For the purposes of this plan, the term ‘field boundaries’ refers to boundary structures
such as hedgerows, hedgebanks, drains and ditches. It also includes field margins and
buffer strips, lying between the crop and the field boundary, along with infield
structures such as beetle banks and conservation headlands.

Hedgerows are an intrinsic part of the farmed landscape and provide shelter and food
for many species of farmland birds, insects and mammals and also provide important
corridors for wildlife movement across the farmed landscape.

The particular mix of shrub and tree species in a hedgerow, which reflects both the
age of the hedgerow and local management customs, contributes to local landscape
character distinctiveness.

Buffer strips have a wide range of potential benefits, such as creating new habitat for
small mammals, invertebrates and birds; protecting habitats from sprays, fertiliser and
cultivation, protecting archaeological or historic features from damage by mechanical
operations; stabilising banks, protecting water courses and reducing diffuse pollution.
Ditches can also provide beneficial wildlife habitat through the provision of
undisturbed varied bank side and aquatic vegetation.

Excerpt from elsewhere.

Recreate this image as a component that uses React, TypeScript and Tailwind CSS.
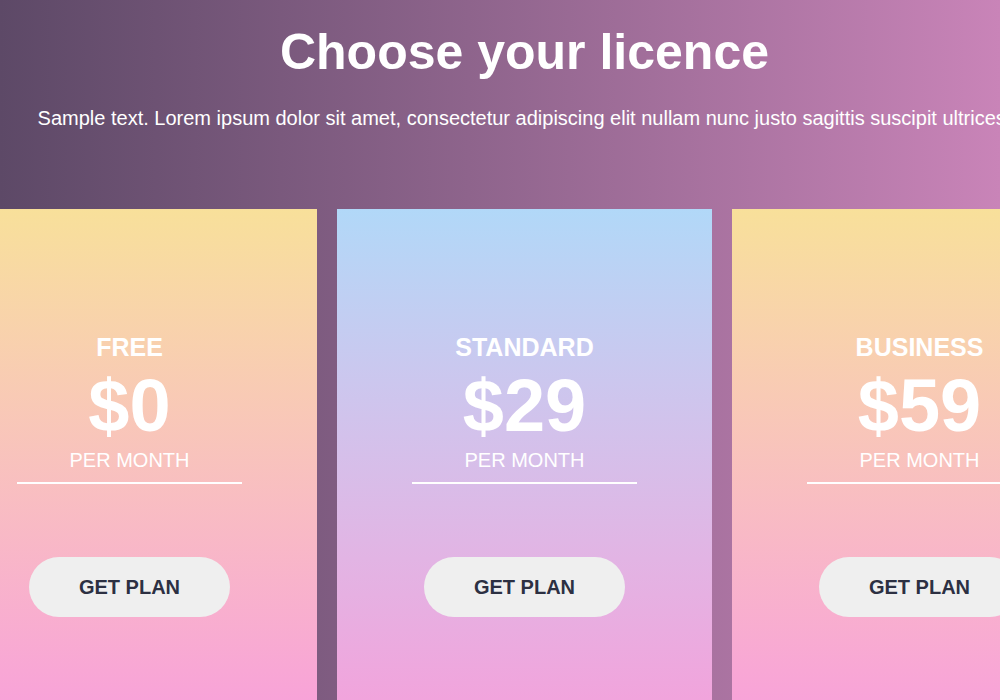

Beetle banks are tussocky grass ridges, generally about 2m wide that run from one
side of a field to the other whilst still allowing the field to be farmed. They provide
habitat for ground nesting birds, small mammals and insects. If carefully placed
across slopes they can also help reduce run-off and erosion.

Conservation headlands are areas of cereal crops where careful use of sprays allows
broadleaved weeds and their associated insects to develop. This provides feeding
habitat for farmland birds and rare arable plant communities also benefit.